Portland Daily Bulletin
- Type: Daily newspaper
- Owner(s): Ben Holladay
- Editor: James O'Meara, Harvey W. Scott, T. B. Odeneal
- Founded: 1870
- Language: English
- Ceased publication: 1882
- City: Portland, Oregon

= Portland Daily Bulletin =

The Portland Daily Bulletin was a newspaper launched in 1870 in Portland, Oregon, United States. Railroad promoter Ben Holladay launched the newspaper, one of several efforts to challenge The Oregonian's position as Portland's dominant newspaper, as part of his effort to promote his railroad interests. The paper lasted little more than five years, and was regarded as a failure.

Holladay appointed James O'Meara as editor. Harvey W. Scott, renowned longtime editor of The Oregonian, became editor of the Bulletin in 1873. Scott was succeeded by T. B. Odeneal. Holladay ceased publication in 1875, claiming that he had lost nearly $200,000 on it.

The Bulletin published morning, evening, and weekly editions, and claimed to be the first newspaper in the western United States to do so. It typically carried eight columns on four pages. It covered the launch of Portland's streetcar system on December 9, 1872. Also in 1872, the paper conducted a campaign against the Portland Police Bureau, and was embarrassed when the police planted a hoax story about an alleged murder.
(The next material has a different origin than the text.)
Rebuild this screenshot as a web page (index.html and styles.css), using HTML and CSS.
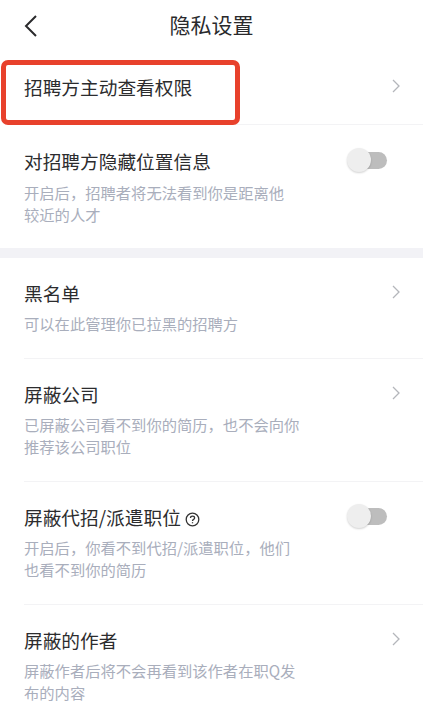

Its contents and positions were the subject of commentary in other Oregon newspapers, and it was known for its adversarial relationship with The Oregonian.

Another paper, called the Evening Bulletin, appeared briefly in 1868, prior to the launch of the Daily Bulletin. It was not connected with Holladay's venture, and it was edited and published by J. F. Atkinson. Atkinson later bought an interest in the Portland Bee as it was declining in 1880. He renamed it the Portland Bulletin, and it continued until 1882.